Obviously, it was not easy trading their most accomplished hitter, Holliday, to Oakland. But the return, notably Huston Street and Carlos Gonzalez, have helped make Colorado a wild-card contender. Rockies GM Dan O’Dowd traded for two-fifths of a surprisingly strong rotation: Jason Marquis and Jason Hammel.

And as injuries have eaten away at pitching depth, O’Dowd stayed vigilant in adding Rafael Betancourt, Joe Beimel and Jose Contreras.

HONORABLE MENTION

The Tigers had a lot of expensive pitching dead weight that would have sunk them if they had not obtained Edwin Jackson in a trade and Brandon Lyon in free agency. The 2009 Nationals are mostly a disaster, but they did build an interesting outfield in Adam Dunn, Nyjer Morgan and Josh Willingham while reaching a good agreement with first-overall pick Stephen Strasburg. The Braves did well in addressing their rotation (Javier Vazquez, Derek Lowe, Kenshin Kawakami) and lineup (Adam LaRoche, Nate McLouth, David Ross, Garret Anderson). The Angels have benefited from moves big (Brian Fuentes), medium (Bobby Abreu) and small (Matt Palmer).

WORST

1. Mets

There was an arrogance/ineptitude combination that beset the Mets in the offseason. The Cubs all but begged the Mets to take the Staten Island-born Marquis with the promise of paying half the contract, but the Mets told Chicago they were set with pitching. They gave the same message to the Rays when Tampa told the Mets that Jackson, Hammel and Jeff Niemann were available, and not at a significant prospect cost. And remember the Mets were overconfident because they had created a

No. 5 starter battle among Tim Redding, Livan Hernandez and Freddy Garcia.

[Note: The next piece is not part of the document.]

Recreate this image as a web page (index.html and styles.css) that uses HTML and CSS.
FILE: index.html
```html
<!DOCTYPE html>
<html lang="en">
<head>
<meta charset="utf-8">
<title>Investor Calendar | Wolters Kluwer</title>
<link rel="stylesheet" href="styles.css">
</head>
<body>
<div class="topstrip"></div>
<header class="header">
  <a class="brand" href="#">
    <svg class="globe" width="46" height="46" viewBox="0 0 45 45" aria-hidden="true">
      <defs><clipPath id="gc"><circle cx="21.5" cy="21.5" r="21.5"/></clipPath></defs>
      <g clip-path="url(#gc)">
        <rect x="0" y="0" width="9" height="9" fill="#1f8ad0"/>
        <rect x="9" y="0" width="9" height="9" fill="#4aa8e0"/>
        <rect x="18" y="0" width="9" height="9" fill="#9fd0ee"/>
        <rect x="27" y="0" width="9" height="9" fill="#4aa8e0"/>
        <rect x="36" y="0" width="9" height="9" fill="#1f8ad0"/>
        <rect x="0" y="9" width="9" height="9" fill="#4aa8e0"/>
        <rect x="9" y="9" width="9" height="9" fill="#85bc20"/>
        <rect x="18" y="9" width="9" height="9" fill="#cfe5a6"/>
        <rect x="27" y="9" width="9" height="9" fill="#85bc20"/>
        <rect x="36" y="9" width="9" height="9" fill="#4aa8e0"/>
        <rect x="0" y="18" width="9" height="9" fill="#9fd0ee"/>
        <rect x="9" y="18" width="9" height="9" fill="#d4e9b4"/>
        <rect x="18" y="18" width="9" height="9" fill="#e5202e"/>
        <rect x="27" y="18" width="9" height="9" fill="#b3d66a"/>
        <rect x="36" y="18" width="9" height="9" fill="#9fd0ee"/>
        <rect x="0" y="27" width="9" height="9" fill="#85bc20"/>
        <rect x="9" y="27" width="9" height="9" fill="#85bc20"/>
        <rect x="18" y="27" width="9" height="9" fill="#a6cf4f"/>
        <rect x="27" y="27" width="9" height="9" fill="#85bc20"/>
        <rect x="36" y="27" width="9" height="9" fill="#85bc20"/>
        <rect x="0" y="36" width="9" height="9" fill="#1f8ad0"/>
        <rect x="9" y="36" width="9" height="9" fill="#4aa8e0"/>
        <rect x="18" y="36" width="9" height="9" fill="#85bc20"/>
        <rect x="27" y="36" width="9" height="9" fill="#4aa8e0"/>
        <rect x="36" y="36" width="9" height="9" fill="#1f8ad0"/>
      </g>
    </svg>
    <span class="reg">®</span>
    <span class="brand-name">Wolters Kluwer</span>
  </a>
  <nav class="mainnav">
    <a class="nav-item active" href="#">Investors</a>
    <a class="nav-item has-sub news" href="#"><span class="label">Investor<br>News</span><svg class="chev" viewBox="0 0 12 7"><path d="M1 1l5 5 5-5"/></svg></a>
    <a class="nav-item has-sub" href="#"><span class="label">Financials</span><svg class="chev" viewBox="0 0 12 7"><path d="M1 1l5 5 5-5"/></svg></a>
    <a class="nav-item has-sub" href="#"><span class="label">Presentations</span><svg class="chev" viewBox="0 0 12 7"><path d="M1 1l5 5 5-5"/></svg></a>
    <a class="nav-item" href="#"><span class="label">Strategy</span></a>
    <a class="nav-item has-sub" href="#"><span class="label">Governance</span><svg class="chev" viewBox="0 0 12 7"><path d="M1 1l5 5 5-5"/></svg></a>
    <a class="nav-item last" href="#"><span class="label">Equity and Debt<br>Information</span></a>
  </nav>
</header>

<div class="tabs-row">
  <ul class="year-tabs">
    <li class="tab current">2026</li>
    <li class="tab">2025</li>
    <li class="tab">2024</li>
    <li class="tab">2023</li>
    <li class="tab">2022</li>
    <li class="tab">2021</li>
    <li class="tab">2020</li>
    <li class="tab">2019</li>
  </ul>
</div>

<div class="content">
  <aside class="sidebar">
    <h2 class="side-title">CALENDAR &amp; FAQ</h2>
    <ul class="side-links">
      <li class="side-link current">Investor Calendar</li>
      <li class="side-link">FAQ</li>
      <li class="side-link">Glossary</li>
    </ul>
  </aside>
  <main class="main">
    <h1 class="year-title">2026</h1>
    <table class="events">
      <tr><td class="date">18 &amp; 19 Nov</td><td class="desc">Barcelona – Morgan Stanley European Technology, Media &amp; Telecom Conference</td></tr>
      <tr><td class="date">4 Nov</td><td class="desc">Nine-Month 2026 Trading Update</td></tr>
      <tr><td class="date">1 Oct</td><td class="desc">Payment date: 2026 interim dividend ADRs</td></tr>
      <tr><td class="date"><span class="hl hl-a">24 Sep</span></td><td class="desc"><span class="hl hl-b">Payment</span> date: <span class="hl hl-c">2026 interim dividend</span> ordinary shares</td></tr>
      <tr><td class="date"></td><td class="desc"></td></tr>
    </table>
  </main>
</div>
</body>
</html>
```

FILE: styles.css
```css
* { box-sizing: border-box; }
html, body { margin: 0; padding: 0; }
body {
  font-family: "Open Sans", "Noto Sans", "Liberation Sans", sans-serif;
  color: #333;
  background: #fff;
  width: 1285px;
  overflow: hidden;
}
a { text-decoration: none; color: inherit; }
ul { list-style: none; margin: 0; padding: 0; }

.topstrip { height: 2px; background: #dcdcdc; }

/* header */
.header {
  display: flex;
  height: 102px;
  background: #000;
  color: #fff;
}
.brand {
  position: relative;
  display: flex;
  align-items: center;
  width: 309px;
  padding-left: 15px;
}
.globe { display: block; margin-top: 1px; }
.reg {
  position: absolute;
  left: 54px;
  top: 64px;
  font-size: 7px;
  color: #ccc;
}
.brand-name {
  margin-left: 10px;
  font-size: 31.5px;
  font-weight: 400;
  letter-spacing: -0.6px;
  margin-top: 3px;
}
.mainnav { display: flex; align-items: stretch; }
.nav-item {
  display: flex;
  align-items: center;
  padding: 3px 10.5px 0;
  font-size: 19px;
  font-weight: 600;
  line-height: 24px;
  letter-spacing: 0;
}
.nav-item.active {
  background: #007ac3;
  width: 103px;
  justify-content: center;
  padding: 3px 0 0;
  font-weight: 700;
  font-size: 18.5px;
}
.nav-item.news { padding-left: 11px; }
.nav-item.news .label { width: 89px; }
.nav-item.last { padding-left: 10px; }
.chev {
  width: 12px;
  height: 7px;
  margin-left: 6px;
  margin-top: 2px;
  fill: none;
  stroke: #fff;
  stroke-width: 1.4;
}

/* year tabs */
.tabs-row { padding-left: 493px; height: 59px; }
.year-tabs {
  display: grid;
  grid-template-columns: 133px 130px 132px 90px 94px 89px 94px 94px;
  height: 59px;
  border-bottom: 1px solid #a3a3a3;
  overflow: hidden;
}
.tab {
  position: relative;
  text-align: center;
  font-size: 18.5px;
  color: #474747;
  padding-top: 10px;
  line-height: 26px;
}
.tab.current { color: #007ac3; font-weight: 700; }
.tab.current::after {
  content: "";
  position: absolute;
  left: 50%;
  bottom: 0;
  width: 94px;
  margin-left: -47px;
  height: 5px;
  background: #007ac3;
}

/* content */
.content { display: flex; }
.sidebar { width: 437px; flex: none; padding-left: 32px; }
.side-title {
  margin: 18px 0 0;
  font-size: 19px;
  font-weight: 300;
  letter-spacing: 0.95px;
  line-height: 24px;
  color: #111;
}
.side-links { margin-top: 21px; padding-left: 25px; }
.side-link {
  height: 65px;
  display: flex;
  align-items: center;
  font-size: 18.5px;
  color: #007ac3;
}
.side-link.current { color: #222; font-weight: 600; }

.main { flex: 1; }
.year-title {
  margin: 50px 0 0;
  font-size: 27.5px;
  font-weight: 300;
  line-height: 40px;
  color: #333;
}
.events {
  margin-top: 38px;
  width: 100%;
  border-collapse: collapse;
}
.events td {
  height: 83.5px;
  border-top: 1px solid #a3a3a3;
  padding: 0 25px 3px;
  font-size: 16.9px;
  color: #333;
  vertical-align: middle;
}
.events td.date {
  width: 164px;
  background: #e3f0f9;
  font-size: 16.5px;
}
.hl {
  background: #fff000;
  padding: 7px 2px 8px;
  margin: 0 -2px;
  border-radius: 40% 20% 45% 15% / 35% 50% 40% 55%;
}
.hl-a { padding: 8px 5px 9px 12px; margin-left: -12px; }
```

Abreu’s reps also begged the Mets to let the Manhattan resident play in Queens. That was a no go, too because the Mets believed in a corner outfield rotation of Daniel Murphy, Fernando Tatis and Ryan Church. There has been a lot of back-patting for turning Church into Jeff Francoeur. But Church has roughly the same OPS as a Brave that Francoeur does as a Met.

The big trade for Putz was a disaster, considering it also brought the ineffective Sean Green. The Mets counteracted a good move, plucking Darren O’Day in the Rule 5 draft, by losing him on waivers to Texas to get Nelson Figueroa on the 25-man roster.

2. CUBS

The formula for becoming the majors’ most disappointing team: Kevin Gregg as the closer, the volatile Milton Bradley on a three-year contract to serve as the lefty might (Abreu begged here, too), and a two-year contract for a non-descript utilityman in Aaron Miles.

3. ROYALS

They cannot hide behind the small-market excuse. There is just plain negligence when you hand two-year contracts to Kyle Farnsworth, Juan Cruz and Willie Bloomquist; and trade for Coco Crisp, Mike Jacobs and Yuniesky Betancourt. Should we also mention that they were the employer this season of Sidney Ponson?

4. WHITE SOX

They traded Swisher and Vazquez, and not only have nothing yet to show for it (we will see about Tyler Flowers from the Vazquez deal), but they used some of the saved dollars on Jake Peavy and Alex Rios, who could be disasters that keep on giving expensively into the future.

5. RED SOX

They lost out to the Yankees’ late bid on Teixeira, and decided to invest in high-risk, high-reward, one-year ventures on Smoltz, Brad Penny, Rocco Baldelli and Takashi Saito. They really weren’t counting on Saito to be — by far — the best from that group. The poor pitching of Smoltz and Penny probably will cost them the AL East title, and maybe the playoffs.

Victor Martinez’s offense was a deadline godsend. But Boston flipped LaRoche (who has been a boon in Atlanta) for the unproductive Casey Kotchman. Ramon Ramirez has been a bullpen asset all year, and maybe the late additions of Paul Byrd and defensive ace Alex Gonzalez will matter.

DISHONORABLE MENTION

Tampa has nothing to show for moving Jackson and Hamels, and its big-money move of the offseason, Pat Burrell, has not worked. The A’s attempts to add offense with Holliday, Jason Giambi, Nomar Garciparra, Orlando Cabrera and Scott Hairston has been a debacle. The Indians went 0-for-3 with their big moves of the offseason: DeRosa, Pavano and Kerry Wood.